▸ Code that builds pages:
** start **

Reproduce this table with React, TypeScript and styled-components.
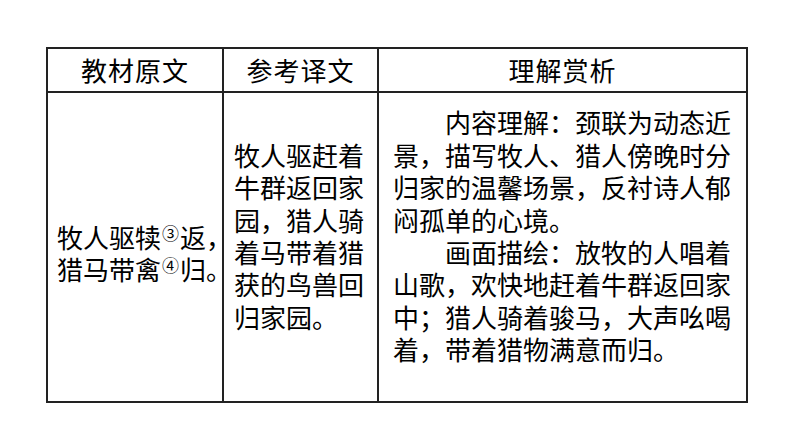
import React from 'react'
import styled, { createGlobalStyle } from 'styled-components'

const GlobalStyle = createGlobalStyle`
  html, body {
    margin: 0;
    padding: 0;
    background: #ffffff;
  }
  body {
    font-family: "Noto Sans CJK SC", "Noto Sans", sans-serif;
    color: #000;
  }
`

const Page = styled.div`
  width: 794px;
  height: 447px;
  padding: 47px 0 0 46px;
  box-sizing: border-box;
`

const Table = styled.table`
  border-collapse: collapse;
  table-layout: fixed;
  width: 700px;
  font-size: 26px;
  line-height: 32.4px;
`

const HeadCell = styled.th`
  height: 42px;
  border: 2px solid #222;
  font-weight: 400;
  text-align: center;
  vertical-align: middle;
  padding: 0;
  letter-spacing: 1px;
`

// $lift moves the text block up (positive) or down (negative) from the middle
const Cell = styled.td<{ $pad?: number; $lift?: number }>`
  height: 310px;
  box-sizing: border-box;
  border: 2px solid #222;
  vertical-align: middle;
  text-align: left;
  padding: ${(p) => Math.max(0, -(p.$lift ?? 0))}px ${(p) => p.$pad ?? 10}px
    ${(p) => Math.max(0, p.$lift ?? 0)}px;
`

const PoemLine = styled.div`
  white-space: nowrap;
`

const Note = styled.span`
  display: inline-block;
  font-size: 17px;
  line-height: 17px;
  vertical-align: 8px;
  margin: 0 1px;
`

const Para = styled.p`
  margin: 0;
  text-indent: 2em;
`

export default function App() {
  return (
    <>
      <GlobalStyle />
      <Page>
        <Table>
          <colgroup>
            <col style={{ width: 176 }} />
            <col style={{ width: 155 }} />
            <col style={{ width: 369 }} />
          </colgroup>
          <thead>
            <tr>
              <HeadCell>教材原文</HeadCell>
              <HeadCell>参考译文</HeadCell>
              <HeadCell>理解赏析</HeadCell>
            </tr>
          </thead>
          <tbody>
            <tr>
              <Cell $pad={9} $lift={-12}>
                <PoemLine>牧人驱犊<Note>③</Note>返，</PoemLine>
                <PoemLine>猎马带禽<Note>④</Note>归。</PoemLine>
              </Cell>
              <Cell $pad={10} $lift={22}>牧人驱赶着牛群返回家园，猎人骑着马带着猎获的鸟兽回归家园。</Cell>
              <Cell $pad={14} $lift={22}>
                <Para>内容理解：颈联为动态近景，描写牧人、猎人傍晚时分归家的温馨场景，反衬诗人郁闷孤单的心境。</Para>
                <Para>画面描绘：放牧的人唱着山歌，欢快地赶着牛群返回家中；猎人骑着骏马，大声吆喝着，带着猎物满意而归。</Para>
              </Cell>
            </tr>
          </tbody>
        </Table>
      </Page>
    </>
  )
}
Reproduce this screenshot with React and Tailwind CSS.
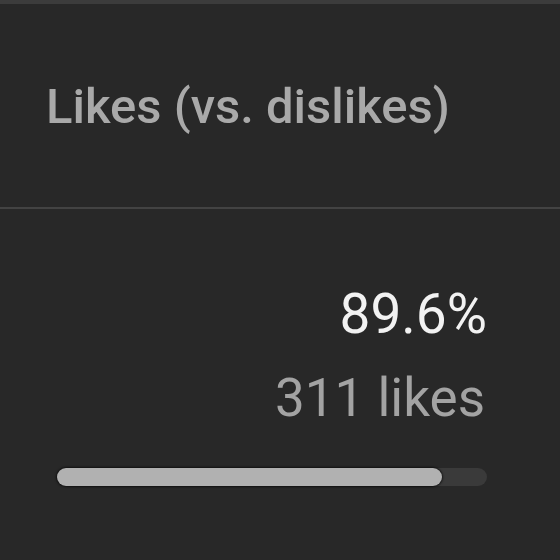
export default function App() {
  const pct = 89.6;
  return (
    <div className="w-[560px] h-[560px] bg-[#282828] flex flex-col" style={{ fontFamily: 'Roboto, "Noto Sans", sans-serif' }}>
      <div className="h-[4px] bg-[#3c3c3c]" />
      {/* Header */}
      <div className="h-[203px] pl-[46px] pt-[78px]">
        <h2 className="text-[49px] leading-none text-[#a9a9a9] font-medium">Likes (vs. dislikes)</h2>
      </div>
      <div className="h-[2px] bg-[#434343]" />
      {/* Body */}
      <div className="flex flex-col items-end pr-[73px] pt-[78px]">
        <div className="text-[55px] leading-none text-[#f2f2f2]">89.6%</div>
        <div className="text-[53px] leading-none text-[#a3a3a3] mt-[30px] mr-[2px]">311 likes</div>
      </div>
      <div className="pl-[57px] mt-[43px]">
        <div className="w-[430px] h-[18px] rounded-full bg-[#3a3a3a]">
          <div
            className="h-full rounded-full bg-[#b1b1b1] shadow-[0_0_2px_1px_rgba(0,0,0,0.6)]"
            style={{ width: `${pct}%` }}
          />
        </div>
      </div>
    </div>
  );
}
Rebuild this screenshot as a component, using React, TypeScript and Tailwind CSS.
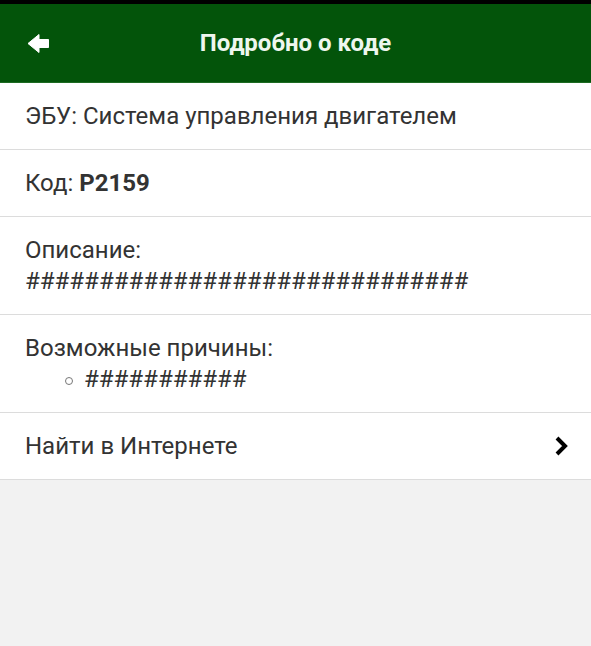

** end **

▸ SET PROBLEM: Among the records above, find each line holding the string "this" and pull it out.

▸ RESPONSE:
Reproduce this table with React, TypeScript and styled-components.
Reproduce this screenshot with React and Tailwind CSS.
Rebuild this screenshot as a component, using React, TypeScript and Tailwind CSS.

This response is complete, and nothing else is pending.